Real world data analysis

I have worked on data analytics for my entire career, spanning seven years of employment with NASA and more than twenty years in the private sector. While computing power has increased dramatically over these years, the central challenge remains the same: identifying and quantifying meaningful relationships in data. Especially with massive computing power, it is easy to find apparent patterns and relationships in data. The challenge is to differentiate between real relationships and over-fitted data. In many ways, this problem becomes harder when computational resources allow you to try so many different approaches so easily.

Aside from the basic problem of over-fitting, there are related challenges that arise from assuming that the system being analyzed is statistically stationary when it is not. Many systems evolve over time. Is it likely that financial and economic relationships observed in the period from the 1970’s to 1990’s will necessarily be relevant today? That is an incredibly strong assumption, but many widely-used models are based on this notion.

A third major problem in data modeling is assumptions about the underlying statistical processes. Many statistical tests are predicated on the assumption that the randomness or noise in the system is normally distributed (gaussian) or follows some other specific distribution. For real-world problems, this is a strong assumption. There are techniques that do not assume a specific distribution and these are generally referred to as non-parametric statistics. Parametric methods remain widely-used, whether or not they are entirely appropriate.

A fourth challenge in data analysis is accounting for serial correlation in data. If, for example, you are building a model to explain X in terms of Y and Z over time and there is correlation through time in X, Y, or Z, you must be cautious to properly account for this temporal structure. It is very easy to find spurious relationships between variables that have structure through time. Simply put, any two variables with trends over time will appear to be correlated to one another. If, for example, sales of electric cars are increasing over time and the incidence of poisonous spider bites is decreasing over time, there may appear to be a significant negative correlation between these variables if you don’t account for the trends in these data as part of the analysis.

A fifth common issue in data analysis is that one may accidentally create structure in data through the process of analyzing it. A common error, for example, would be to detrend the data on spider bites and electric car sales before correlating these two variables. The detrended data may, in fact, have some new structure that is an artifact of the trend removal process. Preparing data for analysis is often referred to as pre-processing and one must be cautious that this does not inject spurious structure.

There are numerous cases in which mistakes in data analysis and modeling lead to substantial real-world impacts. In finance, this often occurs because analysts make strong assumptions about the world, such as that financial market returns are normal, that estimates of key variables are more accurate than they are, or that the their data are stationary.

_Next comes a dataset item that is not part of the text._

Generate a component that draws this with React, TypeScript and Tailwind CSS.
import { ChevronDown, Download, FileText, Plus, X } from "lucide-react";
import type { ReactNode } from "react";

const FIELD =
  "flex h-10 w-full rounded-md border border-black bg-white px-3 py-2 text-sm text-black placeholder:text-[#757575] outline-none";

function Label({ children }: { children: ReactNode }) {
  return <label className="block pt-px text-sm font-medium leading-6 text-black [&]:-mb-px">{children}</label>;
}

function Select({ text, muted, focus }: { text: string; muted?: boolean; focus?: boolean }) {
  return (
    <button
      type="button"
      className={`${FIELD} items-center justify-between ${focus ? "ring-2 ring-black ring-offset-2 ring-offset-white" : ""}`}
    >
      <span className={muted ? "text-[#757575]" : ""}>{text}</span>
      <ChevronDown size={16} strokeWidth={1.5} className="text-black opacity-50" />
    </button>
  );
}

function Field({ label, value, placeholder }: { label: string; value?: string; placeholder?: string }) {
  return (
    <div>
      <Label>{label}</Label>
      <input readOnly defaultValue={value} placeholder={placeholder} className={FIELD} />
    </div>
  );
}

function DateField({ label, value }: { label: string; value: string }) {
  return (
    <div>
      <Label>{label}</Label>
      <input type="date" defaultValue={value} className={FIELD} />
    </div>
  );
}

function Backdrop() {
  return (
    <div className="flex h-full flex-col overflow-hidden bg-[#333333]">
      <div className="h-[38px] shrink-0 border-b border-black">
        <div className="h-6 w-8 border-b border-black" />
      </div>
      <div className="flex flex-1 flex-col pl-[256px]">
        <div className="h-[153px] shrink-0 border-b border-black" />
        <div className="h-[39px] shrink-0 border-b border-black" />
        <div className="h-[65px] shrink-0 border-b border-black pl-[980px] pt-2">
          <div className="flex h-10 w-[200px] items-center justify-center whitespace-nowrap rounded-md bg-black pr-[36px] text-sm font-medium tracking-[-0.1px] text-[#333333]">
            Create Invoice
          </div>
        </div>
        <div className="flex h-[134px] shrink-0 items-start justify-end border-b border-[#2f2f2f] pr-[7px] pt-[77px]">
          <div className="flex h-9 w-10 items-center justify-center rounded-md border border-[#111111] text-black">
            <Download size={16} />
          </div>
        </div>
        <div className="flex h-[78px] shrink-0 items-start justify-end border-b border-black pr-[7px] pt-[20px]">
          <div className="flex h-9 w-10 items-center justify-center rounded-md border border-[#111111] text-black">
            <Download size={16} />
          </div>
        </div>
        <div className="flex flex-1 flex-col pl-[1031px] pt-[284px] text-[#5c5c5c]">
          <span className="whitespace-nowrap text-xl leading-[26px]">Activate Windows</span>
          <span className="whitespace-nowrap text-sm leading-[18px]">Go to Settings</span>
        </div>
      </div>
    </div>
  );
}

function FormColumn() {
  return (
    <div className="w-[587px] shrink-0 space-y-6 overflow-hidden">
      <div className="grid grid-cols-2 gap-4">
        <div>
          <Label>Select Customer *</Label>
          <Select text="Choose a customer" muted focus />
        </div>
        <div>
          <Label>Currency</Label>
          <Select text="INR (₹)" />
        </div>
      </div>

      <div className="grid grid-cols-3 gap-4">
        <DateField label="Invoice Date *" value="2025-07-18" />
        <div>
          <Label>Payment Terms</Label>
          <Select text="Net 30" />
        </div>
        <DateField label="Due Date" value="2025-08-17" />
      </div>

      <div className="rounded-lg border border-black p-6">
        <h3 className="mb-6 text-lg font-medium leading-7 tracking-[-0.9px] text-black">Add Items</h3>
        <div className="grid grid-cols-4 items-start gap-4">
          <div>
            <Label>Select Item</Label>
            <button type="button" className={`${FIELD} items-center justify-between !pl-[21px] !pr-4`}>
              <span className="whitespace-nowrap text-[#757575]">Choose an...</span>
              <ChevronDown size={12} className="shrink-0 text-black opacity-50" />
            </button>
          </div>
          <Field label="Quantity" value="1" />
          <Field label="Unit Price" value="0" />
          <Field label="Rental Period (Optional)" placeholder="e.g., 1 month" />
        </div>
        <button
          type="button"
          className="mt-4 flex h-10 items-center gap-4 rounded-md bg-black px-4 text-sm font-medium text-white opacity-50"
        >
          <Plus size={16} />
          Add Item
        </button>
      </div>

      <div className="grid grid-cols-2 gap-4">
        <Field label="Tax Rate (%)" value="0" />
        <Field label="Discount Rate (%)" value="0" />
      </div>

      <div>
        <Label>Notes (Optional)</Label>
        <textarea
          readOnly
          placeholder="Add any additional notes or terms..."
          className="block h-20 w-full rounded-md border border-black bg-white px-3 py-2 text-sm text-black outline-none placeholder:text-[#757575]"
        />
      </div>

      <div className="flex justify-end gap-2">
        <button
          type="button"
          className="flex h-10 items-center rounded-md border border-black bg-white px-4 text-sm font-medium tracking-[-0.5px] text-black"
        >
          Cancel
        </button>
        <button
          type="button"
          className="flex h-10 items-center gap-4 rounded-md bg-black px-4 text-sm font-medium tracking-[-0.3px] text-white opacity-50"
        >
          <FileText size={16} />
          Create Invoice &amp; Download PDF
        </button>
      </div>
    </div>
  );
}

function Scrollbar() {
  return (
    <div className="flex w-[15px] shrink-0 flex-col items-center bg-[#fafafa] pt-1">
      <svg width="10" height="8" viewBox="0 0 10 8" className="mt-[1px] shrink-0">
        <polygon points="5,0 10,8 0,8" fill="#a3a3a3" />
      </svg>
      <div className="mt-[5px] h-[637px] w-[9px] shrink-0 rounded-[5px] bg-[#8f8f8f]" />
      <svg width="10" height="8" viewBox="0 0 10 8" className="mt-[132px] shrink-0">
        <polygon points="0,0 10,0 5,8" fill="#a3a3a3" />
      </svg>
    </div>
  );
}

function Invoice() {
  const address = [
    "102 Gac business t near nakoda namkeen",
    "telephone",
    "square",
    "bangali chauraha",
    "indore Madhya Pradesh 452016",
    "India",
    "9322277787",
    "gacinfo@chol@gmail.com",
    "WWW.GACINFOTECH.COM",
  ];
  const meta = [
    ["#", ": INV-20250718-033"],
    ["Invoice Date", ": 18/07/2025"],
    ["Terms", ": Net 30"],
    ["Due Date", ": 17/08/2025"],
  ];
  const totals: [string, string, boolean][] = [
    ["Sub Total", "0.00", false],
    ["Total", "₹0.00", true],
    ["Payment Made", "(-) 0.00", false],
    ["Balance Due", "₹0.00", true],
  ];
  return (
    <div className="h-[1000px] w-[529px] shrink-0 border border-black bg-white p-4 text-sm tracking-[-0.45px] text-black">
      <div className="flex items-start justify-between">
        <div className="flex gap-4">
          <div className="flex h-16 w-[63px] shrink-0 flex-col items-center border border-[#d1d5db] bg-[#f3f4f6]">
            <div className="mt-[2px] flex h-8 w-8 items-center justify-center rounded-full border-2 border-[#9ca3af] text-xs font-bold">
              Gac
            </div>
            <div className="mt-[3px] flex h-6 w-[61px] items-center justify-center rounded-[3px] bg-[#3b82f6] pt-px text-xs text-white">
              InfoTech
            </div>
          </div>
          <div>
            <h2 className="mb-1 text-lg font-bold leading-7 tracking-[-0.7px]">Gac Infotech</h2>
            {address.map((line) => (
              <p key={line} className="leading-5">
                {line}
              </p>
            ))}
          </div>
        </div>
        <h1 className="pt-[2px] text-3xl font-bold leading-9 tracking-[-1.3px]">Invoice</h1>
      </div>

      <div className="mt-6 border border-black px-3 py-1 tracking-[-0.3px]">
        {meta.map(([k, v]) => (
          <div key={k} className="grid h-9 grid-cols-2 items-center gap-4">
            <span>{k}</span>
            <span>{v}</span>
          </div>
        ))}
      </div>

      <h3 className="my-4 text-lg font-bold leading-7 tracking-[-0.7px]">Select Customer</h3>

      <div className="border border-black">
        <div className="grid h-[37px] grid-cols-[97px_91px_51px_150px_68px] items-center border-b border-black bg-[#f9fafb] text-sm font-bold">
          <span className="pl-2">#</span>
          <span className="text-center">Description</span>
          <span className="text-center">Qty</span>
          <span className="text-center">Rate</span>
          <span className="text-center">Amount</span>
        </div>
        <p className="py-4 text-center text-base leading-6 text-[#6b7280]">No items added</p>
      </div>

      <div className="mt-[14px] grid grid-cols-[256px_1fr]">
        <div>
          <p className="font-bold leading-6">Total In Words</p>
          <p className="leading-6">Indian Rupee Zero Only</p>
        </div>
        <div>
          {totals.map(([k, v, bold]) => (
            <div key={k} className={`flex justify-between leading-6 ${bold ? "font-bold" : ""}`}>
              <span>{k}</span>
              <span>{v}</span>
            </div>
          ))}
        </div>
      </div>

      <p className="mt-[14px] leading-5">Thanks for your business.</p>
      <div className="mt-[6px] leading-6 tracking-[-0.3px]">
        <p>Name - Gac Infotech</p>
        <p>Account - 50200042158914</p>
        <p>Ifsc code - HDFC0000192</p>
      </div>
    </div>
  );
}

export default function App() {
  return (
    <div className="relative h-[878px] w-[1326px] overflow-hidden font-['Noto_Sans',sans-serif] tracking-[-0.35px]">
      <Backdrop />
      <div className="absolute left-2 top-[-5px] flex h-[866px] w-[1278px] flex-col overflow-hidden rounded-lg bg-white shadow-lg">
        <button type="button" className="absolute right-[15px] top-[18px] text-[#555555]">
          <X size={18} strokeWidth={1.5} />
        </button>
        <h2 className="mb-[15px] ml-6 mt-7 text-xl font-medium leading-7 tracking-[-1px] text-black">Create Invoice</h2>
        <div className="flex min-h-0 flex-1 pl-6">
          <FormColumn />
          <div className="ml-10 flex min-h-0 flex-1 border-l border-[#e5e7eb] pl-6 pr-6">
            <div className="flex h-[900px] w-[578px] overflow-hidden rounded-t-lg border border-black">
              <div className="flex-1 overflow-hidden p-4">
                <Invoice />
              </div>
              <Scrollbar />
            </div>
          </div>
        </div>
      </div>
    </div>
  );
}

In reality, market returns are not normal and extreme events are substantially more frequent that normal models would suggest. The failure of normal distributions might be due to non-stationarity, however. A non-stationary normal process can generate outcomes that are far from normal if you don’t account for the non-stationarity. Similarly, a variable that is auto-correlated and is driven by a normal noise process may have a distribution that is non-normal.

There are enormous opportunities in data science, as the amounts of data and available computational power are both growing incredibly fast. Automation has its limits, however. Successful models still rely on analysts to make educated decisions about how to model data and how to use model results to inform decisions. In finance, my field of emphasis, better models have enormous economic value. Poorly-specified or incorrectly-applied models can also result in awful outcomes. It is tempting to think that the types of catastrophic outcomes associated with over-confidence in models (such as the LTCM implosion) is becoming lower, but my hunch is that we will experience plenty more. Bigger computers and data sets make it much easier to over-fit data, along with the ability to find more sophisticated patterns in the data.